R0027/2026-03-26/Q001/SRC08/E01¶
Tokenization fertility predicts accuracy: each additional token per word costs 8-18 percentage points
URL: https://arxiv.org/html/2509.05486v1
Extract¶
"Higher fertility (tokens per word) consistently predicts lower accuracy. Linear regressions show slopes ranging from -0.08 to -0.18, meaning each additional token per word reduces accuracy by 8-18 percentage points." Economically, "doubling tokens results in 4x increases in training cost and time due to quadratic O(n^2) attention scaling." Training Llama-3.1-405B costs $105M in English but $420M in a 2x fertility language.
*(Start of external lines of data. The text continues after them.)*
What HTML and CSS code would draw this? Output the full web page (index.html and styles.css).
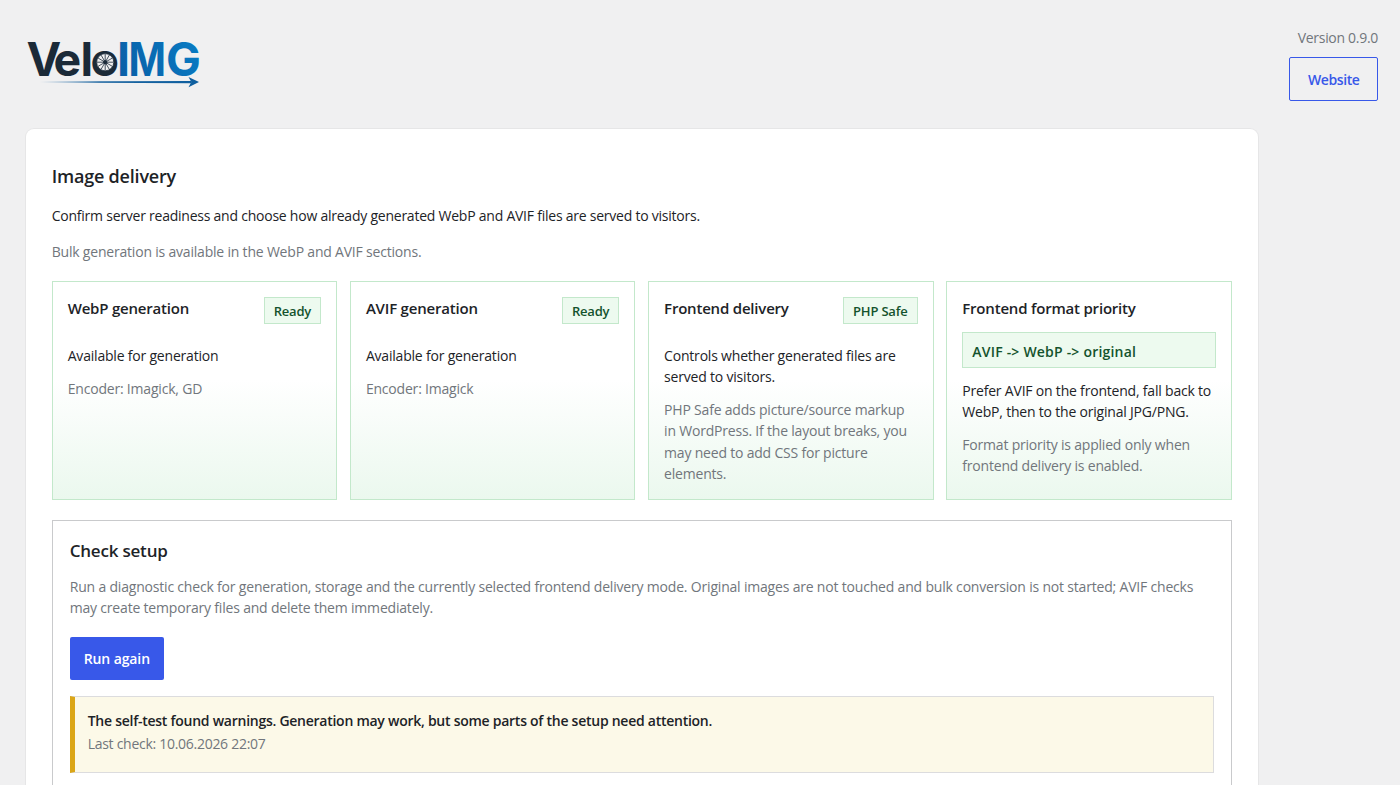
FILE: index.html
```html
<!DOCTYPE html>
<html lang="en">
<head>
  <meta charset="UTF-8">
  <meta name="viewport" content="width=device-width, initial-scale=1.0">
  <title>VeloIMG - Image delivery</title>
  <link rel="stylesheet" href="styles.css">
</head>
<body>
  <header class="topbar">
    <svg class="logo" width="190" height="70" viewBox="0 -12 190 70">
      <defs>
        <linearGradient id="blue" gradientUnits="userSpaceOnUse" x1="95" y1="40" x2="175" y2="0">
          <stop offset="0" stop-color="#0a5ea6"></stop>
          <stop offset="1" stop-color="#087cc4"></stop>
        </linearGradient>
        <linearGradient id="arrow" x1="0" y1="0" x2="1" y2="0">
          <stop offset="0" stop-color="#1a64a0" stop-opacity="0"></stop>
          <stop offset="0.4" stop-color="#1a64a0"></stop>
          <stop offset="1" stop-color="#0f5f9f"></stop>
        </linearGradient>
      </defs>
      <text class="logo-text" y="38.500"><tspan class="dark" x="1.500 28.500 55.500 65.500">Velo</tspan><tspan fill="url(#blue)" x="92">I</tspan><tspan fill="url(#blue)" x="103.500" textLength="37.500" lengthAdjust="spacingAndGlyphs">M</tspan><tspan fill="url(#blue)" x="141">G</tspan></text>
      <!-- Wheel inside the "o" -->
      <g class="wheel">
        <circle class="tyre" cx="80.200" cy="25.200" r="8.600"></circle>
        <path d="M80.200 17v16.400M72 25.200h16.400M76.100 18.100l8.200 14.200M84.300 18.100l-8.200 14.200M73.100 21.100l14.200 8.200M87.300 21.100l-14.200 8.200"></path>
        <circle class="hub" cx="80.200" cy="25.200" r="1.700"></circle>
      </g>
      <!-- Arrow -->
      <path fill="url(#arrow)" d="M15 44.600L166 44v2.200L15 45.400z"></path>
      <path fill="#0f5f9f" d="M163.500 40l10.500 5-10.500 5.200 2.800-5.200z"></path>
    </svg>
    <div class="topbar-side">
      <span class="version">Version 0.9.0</span>
      <a class="button button-outline" href="#">Website</a>
    </div>
  </header>

  <main class="panel">
    <h1>Image delivery</h1>
    <p class="lead">Confirm server readiness and choose how already generated WebP and AVIF files are served to visitors.</p>
    <p class="lead muted">Bulk generation is available in the WebP and AVIF sections.</p>

    <div class="cards">
      <section class="card">
        <div class="card-head">
          <h2>WebP generation</h2>
          <span class="badge">Ready</span>
        </div>
        <p>Available for generation</p>
        <p class="muted">Encoder: Imagick, GD</p>
      </section>
      <section class="card">
        <div class="card-head">
          <h2>AVIF generation</h2>
          <span class="badge">Ready</span>
        </div>
        <p>Available for generation</p>
        <p class="muted">Encoder: Imagick</p>
      </section>
      <section class="card">
        <div class="card-head">
          <h2>Frontend delivery</h2>
          <span class="badge">PHP Safe</span>
        </div>
        <p>Controls whether generated files are<br>served to visitors.</p>
        <p class="muted">PHP Safe adds picture/source markup<br>in WordPress. If the layout breaks, you<br>may need to add CSS for picture<br>elements.</p>
      </section>
      <section class="card">
        <h2>Frontend format priority</h2>
        <div class="priority">AVIF -&gt; WebP -&gt; original</div>
        <p>Prefer AVIF on the frontend, fall back to<br>WebP, then to the original JPG/PNG.</p>
        <p class="muted">Format priority is applied only when<br>frontend delivery is enabled.</p>
      </section>
    </div>

    <section class="setup">
      <h2>Check setup</h2>
      <p class="muted">Run a diagnostic check for generation, storage and the currently selected frontend delivery mode. Original images are not touched and bulk conversion is not started; AVIF checks<br>may create temporary files and delete them immediately.</p>
      <button class="button button-primary">Run again</button>
      <div class="notice">
        <strong>The self-test found warnings. Generation may work, but some parts of the setup need attention.</strong>
        <span class="muted">Last check: 10.06.2026 22:07</span>
      </div>
    </section>
  </main>
</body>
</html>
```
FILE: styles.css
```css
* {
  box-sizing: border-box;
}

body {
  display: flex;
  flex-direction: column;
  margin: 0;
  height: 785px;
  overflow: hidden;
  background: #f0f0f1;
  color: #1d2327;
  font-family: "Segoe UI", "Open Sans", "Noto Sans", sans-serif;
  font-size: 14px;
  letter-spacing: -0.2px;
  line-height: 21.33px;
}

h1, h2, p {
  margin: 0;
}

.muted {
  color: #71767c;
}

/* Header */
.topbar {
  display: flex;
  flex: none;
  align-items: flex-start;
  justify-content: space-between;
  height: 128px;
  padding: 27px 22px 0 25px;
}

.logo {
  margin-top: -2px;
}

.logo-text {
  font-family: "Inter", sans-serif;
  font-size: 46.5px;
  font-weight: 700;
  letter-spacing: 0;
}

.dark {
  fill: #1b2a38;
}

.wheel {
  fill: none;
  stroke: #1b2a38;
  stroke-width: 0.8;
}

.tyre {
  fill: #f0f0f1;
}

.hub {
  fill: #1b2a38;
}

.topbar-side {
  display: flex;
  flex-direction: column;
  align-items: flex-end;
  gap: 9px;
}

.version {
  color: #71767c;
  letter-spacing: -0.3px;
}

.button {
  border-radius: 2px;
  font: inherit;
  font-weight: 600;
  text-decoration: none;
}

.button-outline {
  height: 44px;
  padding: 11px 17.5px;
  border: 1px solid #3858e9;
  color: #3858e9;
  letter-spacing: -0.4px;
}

.button-primary {
  display: block;
  height: 43px;
  padding: 0 14px;
  border: 0;
  background: #3858e9;
  color: #fff;
  letter-spacing: -0.1px;
}

/* Main panel */
.panel {
  flex: 1;
  width: 1234px;
  min-height: 0;
  margin-left: 25px;
  padding: 34px 26.3px 0 25.7px;
  border: 1px solid #e6e6e7;
  border-bottom: 0;
  border-radius: 9px 9px 0 0;
  background: #fff;
  overflow: hidden;
}

h1 {
  font-size: 18px;
  font-weight: 600;
  line-height: 26px;
}

.lead {
  margin-top: 15px;
}

h1 + .lead {
  margin-top: 16px;
  letter-spacing: -0.235px;
}

.cards {
  display: grid;
  grid-template-columns: repeat(4, 1fr);
  gap: 12.8px;
  margin-top: 18px;
}

.card {
  height: 219px;
  padding: 15px;
  border: 1px solid #c3e8cb;
  background: linear-gradient(#fff 45%, #ebf8ee);
  white-space: nowrap;
}

.card-head {
  display: flex;
  align-items: flex-start;
  justify-content: space-between;
  height: 48px;
}

.card h2 {
  font-size: 15px;
  font-weight: 600;
  line-height: 23px;
}

.card .muted {
  margin-top: 11.7px;
}

.badge {
  height: 27px;
  padding: 3px 9px;
  border: 1px solid #c3e8cb;
  background: #edfaef;
  color: #14532d;
  font-size: 13px;
  font-weight: 600;
}

.priority {
  height: 36px;
  margin: 12px 0 12px;
  padding: 8px 9px;
  border: 1px solid #c3e8cb;
  background: #edfaef;
  color: #14532d;
  font-weight: 600;
  letter-spacing: 0.2px;
}

/* Check setup */
.setup {
  height: 270px;
  margin-top: 20px;
  padding: 17px 17px 0;
  border: 1px solid #c9cacc;
  border-bottom: 0;
}

.setup h2 {
  margin-bottom: 13px;
  font-size: 17px;
  font-weight: 600;
  line-height: 25px;
}

.setup p {
  letter-spacing: -0.19px;
  white-space: nowrap;
}

.setup .button {
  margin-top: 19px;
}

.notice {
  display: flex;
  flex-direction: column;
  gap: 1px;
  height: 77px;
  margin-top: 16px;
  padding: 13px 13px;
  border: 1px solid #dcdcde;
  border-left: 5px solid #dba617;
  background: #fcf9e8;
}

.notice strong {
  font-weight: 600;
  letter-spacing: -0.26px;
}

.notice .muted {
  letter-spacing: -0.28px;
}
```
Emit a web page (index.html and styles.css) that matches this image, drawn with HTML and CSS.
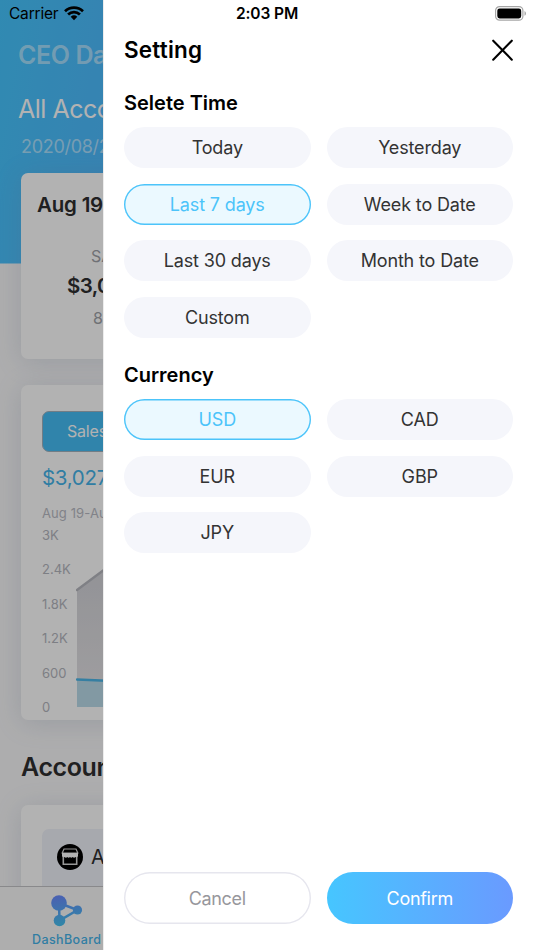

Reasoning models (DeepSeek, o1) narrow the gap by 8-12 points.
Relevance to Hypotheses¶
| Hypothesis | Relationship | Strength |
|---|---|---|
| H1 | Supports | Provides a causal mechanism for why performance varies across languages |
| H2 | Contradicts | Demonstrates a structural, quantifiable cause of language-dependent performance |
| H3 | Supports | Reasoning models partially mitigate the gap, confirming conditionality |
Context¶
This paper provides the most compelling structural explanation for why non-English languages perform worse: tokenization inefficiency creates a compounding tax on both accuracy and cost. The relationship is linear and predictable, which makes it a testable mechanism rather than a vague correlation.